In search of accommodation: responding to aboriginal nationalism in Canada Didluck, David Lucien


Increasingly, nationalist ideals are being applied by large numbers of politically unrecognized or unsatisfied ethnic communities. The appearance of movements demanding ethnic autonomy in a number of different states worldwide has helped to renew scholarly interest in nationalism. Even in Canada, there was a sharp rise in the political acumen and influence of Aboriginal groups. The resurgence of ethnic nationalism has, indeed, become one of the most striking political developments in recent decades. As a result of these events, questions are being raised about how the relationships between Aboriginal peoples and Canadian governments and society should be structured. At issue are the challenges that ethnicity and nationalism pose. Yet in spite of a genuine willingness amongst a majority of Canadians to reevaluate their place in Canadian society, Aboriginal nationalist assertions have remained largely understudied by students of nationalism. A new understanding of the roots, goals, and internal particularities of these unique ethnic movements is needed.
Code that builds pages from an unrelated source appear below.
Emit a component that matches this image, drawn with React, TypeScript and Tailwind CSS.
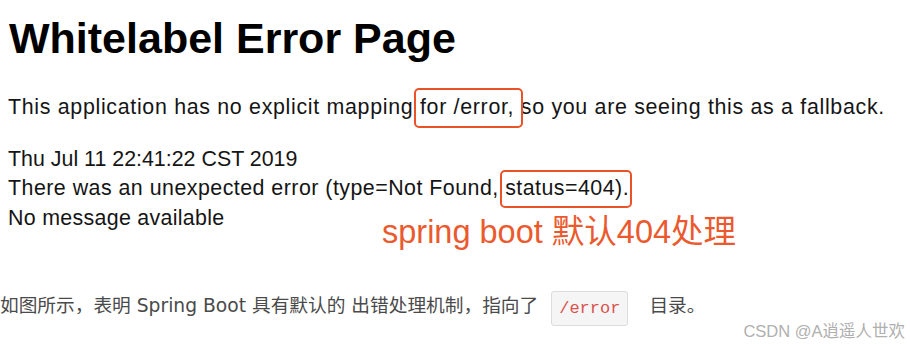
export default function App() {
  return (
    <div className="relative w-[910px] h-[344px] overflow-hidden bg-white text-[#151515] font-['Liberation_Sans','Noto_Sans_CJK_SC',sans-serif]">
      {/* screenshot of the whitelabel page */}
      <div className="pl-[8px]">
        <h1 className="pt-[13px] pl-[1px] text-[43px] leading-[50px] font-bold text-black">Whitelabel Error Page</h1>

        <p className="mt-[30px] text-[21.4px] leading-[29.5px] tracking-[0.68px]">
          This application has no explicit mapping{' '}
          <span className="relative">
            for /error,
            <span className="absolute -left-[6px] -right-[9px] -top-[7px] -bottom-[9px] rounded-[5px] border-2 border-[#ea5328]" />
          </span>{' '}
          so you are seeing this as a fallback.
        </p>

        <div className="mt-[22px] text-[21.4px] leading-[29.5px]">
          <div>Thu Jul 11 22:41:22 CST 2019</div>
          <div className="tracking-[0.47px]">
            There was an unexpected error (type=Not Found,{' '}
            <span className="relative">
              status=404).
              <span className="absolute -left-[5px] -right-[3px] -top-[6px] -bottom-[8px] rounded-[5px] border-2 border-[#ea5328]" />
            </span>
          </div>
          <div className="tracking-[0.3px]">No message available</div>
        </div>

        <div className="-mt-[19px] ml-[374px] text-[32.5px] leading-[36px] text-[#ea5a2e]">spring boot 默认404处理</div>
      </div>

      {/* article text below the image */}
      <div className="mt-[37px] flex items-center text-[18.7px] text-[#4a4a4a] font-['DejaVu_Sans','Noto_Sans_CJK_SC',sans-serif]">
        <span>如图所示，表明 Spring Boot 具有默认的 出错处理机制，指向了</span>
        <code className="ml-[13px] mt-[4px] rounded-[3px] border border-[#dcdcdc] bg-[#f5f5f5] px-[7px] py-[5px] font-['Liberation_Mono',monospace] text-[17px] leading-[23px] text-[#d9534f]">/error</code>
        <span className="ml-[21px]">目录。</span>
      </div>

      <div className="absolute right-[5px] bottom-0 text-[16.5px] text-[#b0b0b0] font-['Liberation_Sans','Noto_Sans_CJK_SC',sans-serif]">CSDN @A逍遥人世欢</div>
    </div>
  );
}
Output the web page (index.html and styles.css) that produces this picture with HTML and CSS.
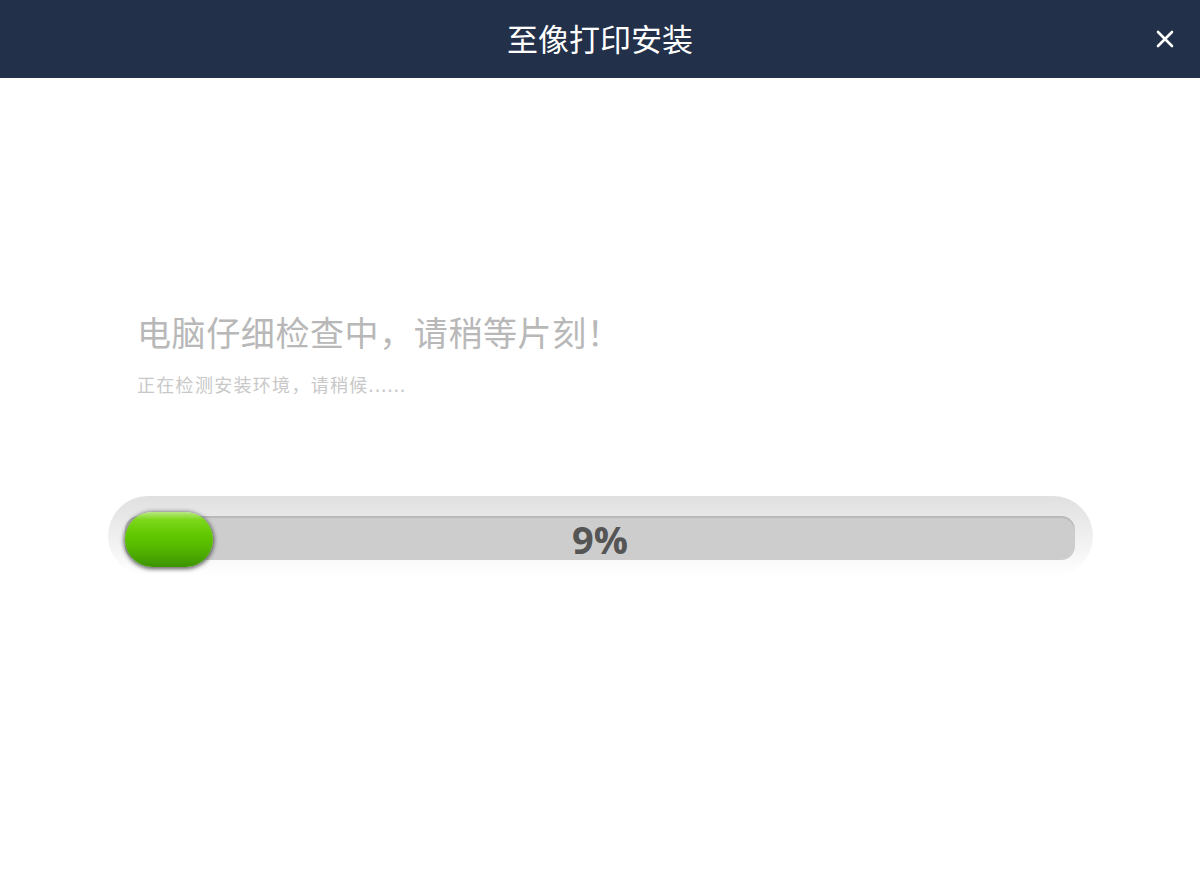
FILE: index.html
```html
<!DOCTYPE html>
<html lang="zh-CN">
<head>
  <meta charset="UTF-8">
  <title>至像打印安装</title>
  <link rel="stylesheet" href="styles.css">
</head>
<body>

<div class="header">
  <h1 class="title">至像打印安装</h1>
  <button class="close-btn" aria-label="关闭">
    <svg width="18" height="18" viewBox="0 0 18 18">
      <path d="M2 2 L16 16 M16 2 L2 16" stroke="#fff" stroke-width="2.6" stroke-linecap="round"/>
    </svg>
  </button>
</div>

<div class="content">
  <div class="message">
    <h2 class="msg-title">电脑仔细检查中，请稍等片刻！</h2>
    <p class="msg-sub">正在检测安装环境，请稍候......</p>
  </div>

  <div class="progress-outer">
    <div class="progress-track">
      <div class="progress-bar" style="width: 88px;"></div>
      <span class="progress-text">9%</span>
    </div>
  </div>
</div>

</body>
</html>
```

FILE: styles.css
```css
* {
  margin: 0;
  padding: 0;
  box-sizing: border-box;
}

body {
  font-family: "Noto Sans CJK SC", "Noto Sans", sans-serif;
  background: #ffffff;
  width: 1200px;
  height: 893px;
  overflow: hidden;
}

.header {
  height: 78px;
  background: #22304a;
  display: flex;
  align-items: center;
  justify-content: center;
  position: relative;
}

.title {
  color: #ffffff;
  font-size: 31px;
  font-weight: 400;
  line-height: 40px;
  position: relative;
  top: -1px;
}

.close-btn {
  position: absolute;
  right: 26px;
  top: 30px;
  background: none;
  border: none;
  cursor: pointer;
  display: flex;
}

.content {
  padding: 0 107px 0 108px;
}

.message {
  padding: 230px 0 0 29px;
}

.msg-title {
  font-size: 34px;
  font-weight: 400;
  letter-spacing: 0.6px;
  color: #b8b8b8;
  line-height: 48px;
}

.msg-sub {
  margin-top: 16px;
  font-size: 18px;
  letter-spacing: 1.3px;
  color: #c8c8c8;
  line-height: 24px;
}

.progress-outer {
  margin-top: 100px;
  height: 80px;
  border-radius: 40px;
  background: linear-gradient(to bottom, #e0e0e0 0%, #efefef 50%, #ffffff 100%);
  padding: 20px 18px 0 17px;
}

.progress-track {
  height: 44px;
  border-radius: 14px;
  background: #cdcdcd;
  box-shadow: inset 0 2px 1px rgba(0, 0, 0, 0.1);
  position: relative;
  display: flex;
  align-items: center;
  justify-content: center;
}

.progress-bar {
  position: absolute;
  left: 0;
  top: -4px;
  height: 55px;
  border-radius: 28px;
  background: linear-gradient(to bottom, #b8e880 0%, #7cd81a 14%, #62c800 40%, #55b800 65%, #3c9400 100%);
  box-shadow: 0 1px 4px 1px rgba(30, 30, 30, 0.7);
}

.progress-text {
  font-family: "Open Sans", "Noto Sans", sans-serif;
  font-size: 38px;
  font-weight: 700;
  color: #555555;
  position: relative;
  top: 1px;
}
```
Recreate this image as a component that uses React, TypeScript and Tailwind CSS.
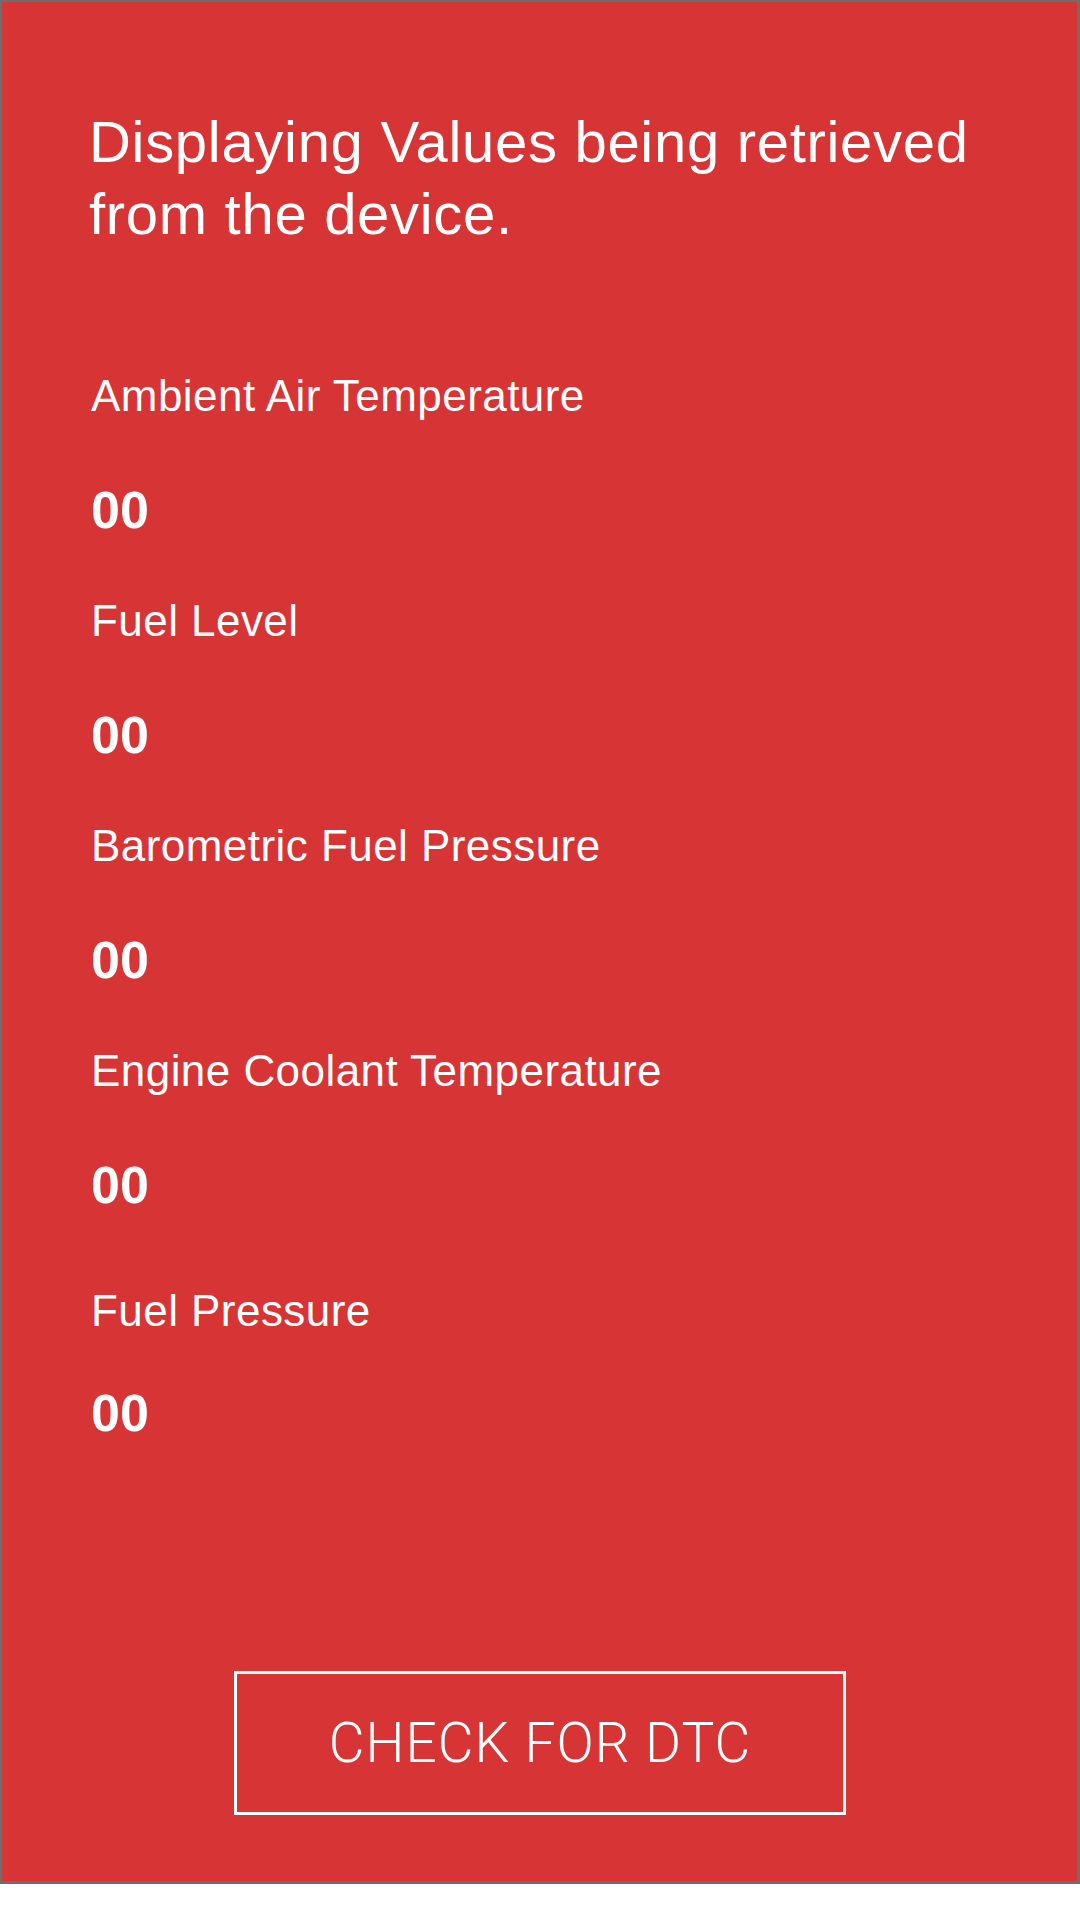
import React from "react";

const items = [
  { label: "Ambient Air Temperature", value: "00" },
  { label: "Fuel Level", value: "00" },
  { label: "Barometric Fuel Pressure", value: "00" },
  { label: "Engine Coolant Temperature", value: "00" },
];

export default function App() {
  return (
    <div
      className="w-[1080px] h-[1884px] bg-[#d63435] border-[#6d6d6d] border-t-2 border-l-2 border-r-[3px] border-b-[3px] flex flex-col text-white"
      style={{ fontFamily: '"Liberation Sans", Arial, sans-serif' }}
    >
      <div className="pl-[87px] pr-[40px] pt-[104px]">
        <h1 className="text-[58px] leading-[72px] font-normal tracking-[0.7px]">
          Displaying Values being retrieved
          <br />
          from the device.
        </h1>

        <div className="mt-[120px] flex flex-col gap-[55.5px] pl-[2px]">
          {items.map((it) => (
            <div key={it.label} className="flex flex-col">
              <div className="text-[44px] leading-[52px] tracking-[0.45px]">{it.label}</div>
              <div className="mt-[57.5px] text-[52px] leading-[60px] font-bold">{it.value}</div>
            </div>
          ))}
          <div className="flex flex-col mt-[15px]">
            <div className="text-[44px] leading-[52px] tracking-[0.45px]">Fuel Pressure</div>
            <div className="mt-[46px] text-[52px] leading-[60px] font-bold">00</div>
          </div>
        </div>
      </div>

      <div className="mt-auto mb-[66px] flex justify-center pl-[1px]">
        <button
          className="w-[612px] h-[144px] border-[3px] border-white flex items-center justify-center text-[55px] leading-none font-light tracking-[1px] text-white"
          style={{ fontFamily: 'Roboto, "Liberation Sans", sans-serif' }}
        >
          CHECK FOR DTC
        </button>
      </div>
    </div>
  );
}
From a survey of the scholarly literature of nationalism and Aboriginal peoples in , Canada, new conceptualizations of ethnic nationalism must be developed, ones which recognize that not all forms of assertion are destructive and dismembering to the larger political community. If Canadians are to find meaningful ways of accommodating these challenges, then incentives must be found and mechanisms developed to both preserve the wider unity of the state and help facilitate the autonomous development of Aboriginal nationalist communities. Recognizing that there are multiple ways of belonging to Canada and realizing Aboriginal self-government are such forms of accommodation.